Participation involves more than being able to makes one’s own decisions

Circle time for the youngest children: Participation is not just about children being allowed to decide what they want to do. It is also about experiencing a sense of belonging, being part of a group, and having influence in their kindergarten group.



From being a high point in the kindergarten day, circle time seems to be perceived as having lost some of its importance. Many kindergartens stopped organising circle time when research showed that the children were often bored. However, this research applied to children aged three or older, according to the two researchers Brit Eide and Ellen Os.

‘Clearly, there are many today who think that kindergarten should not be so structured and controlled by adults. Traditionally, circle time has been associated with the adults speaking, while the children don’t say much. Many consider circle time not to be time well spent for the children,’ says Eide, as Os nods her agreement.

In kindergarten teachers’ training programmes,  questions are also being raised about whether circle time is worthwhile. The Framework Plan for Kindergartens does not so much as mention circle time.


The researchers at the Department of Early Childhood Education at Oslo Metropolitan University were therefore surprised when they visited kindergartens to investigate the situation for children under the age of three.

‘Circle time has been a strong tradition in Norwegian kindergartens. But we were under the impression that it was almost non-existent at this point. However, it turned out that all nine of the kindergartens we visited had circle time as a routine part of their days’, comments Os.

The two researchers made video observations in the nine kindergartens, then processed and analysed their observations in collaboration with Professor Ingrid Pramling Samuelsson.


The researchers were even more surprised to see the joy and enthusiasm that circle time evoked in the children. When circle time was announced, the children got excited. They were ready to share experiences.

During circle time, the adults take a clear leadership position, observed the researchers. The content was often related to having fun and playing rather than formal learning. Circle times were characterised by a great deal of singing and games involving movement, as well as fairy tales and nursery rhymes.

‘Circle times were usually well-varied, lively and coloured by humour. The children were eager to participate. We could clearly see that the children enjoyed circle time’, Eide smiles.


The spontaneous joy exhibited by the children during circle time made the researchers wonder: What is it that evokes so much excitement?

‘We believe it’s due to feeling a sense of belonging.

‘When the whole group is together and the adults are there, then the children are happy. In a successful circle session, everyone is seen and gets feedback, at the same time as they get the experience of being part of a group.

‘When the adults are present, everyone is seen. This is true even of those who are less visible during unstructured play.

‘That being said, the researchers found that some prerequisites have to be satisfied for circle time to be successful’ explains Os.


The researchers posit that what separates the good circle sessions from the fair ones, is mainly whether the adults are well prepared.

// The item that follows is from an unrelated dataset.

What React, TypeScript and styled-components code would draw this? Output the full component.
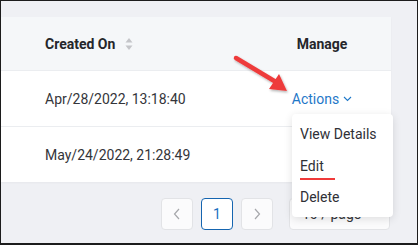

‘You need to have a plan and know what you want. Then there is latitude for allowing a few detours along the way. These are necessary in order for circle time to be more than routine.

‘The adults need to know the songs and the fairytales without having to look them up. If adults start to fumble or have to look for the right song, the spell can be broken’ Eide continues.

Eide and Os say that many of the most successful circle times include elements of suspense added by the adults.

One way to create suspense at the same time as making it possible for the toddlers to participate, is to let the children draw figures or cards that symbolise different songs, nursery rhymes, games or stories. This was a common method used in the kindergartens the researchers visited.


Learning to take turns is an important part of circle time, the researchers discovered. This means that all the children get an equal chance to participate. All the children are heard and do things together. The children know that when their turn comes, they will get attention. But they learn that when it is their neighbour’s turn, they have to wait.

The experience of being the centre of attention for the adults and the group in this setting appears to be important for the children.

‘Circle time sessions are an exercise in democracy, where the children learn something about being an individual in a group’, Eide points out.


The researchers see participation as two-pronged. First of all, it is about children’s opportunities to contribute to and participate in a group. Second, it is about being listened to and being encouraged to express their own wishes, ideas and feelings.

‘We saw a lot of the former at circle time. Children’s perspectives are taken into account when they tally with the adults’ plans. But there were few definite signs that the children exercised direct influence on decisions’ remarks Eide.


Against this backdrop, we might ask whether circle time is still relevant. The researchers think it is.

‘Our impression is that circle time offers a good situation for feeling a sense of belonging to a group and being part of a community’ concludes Os.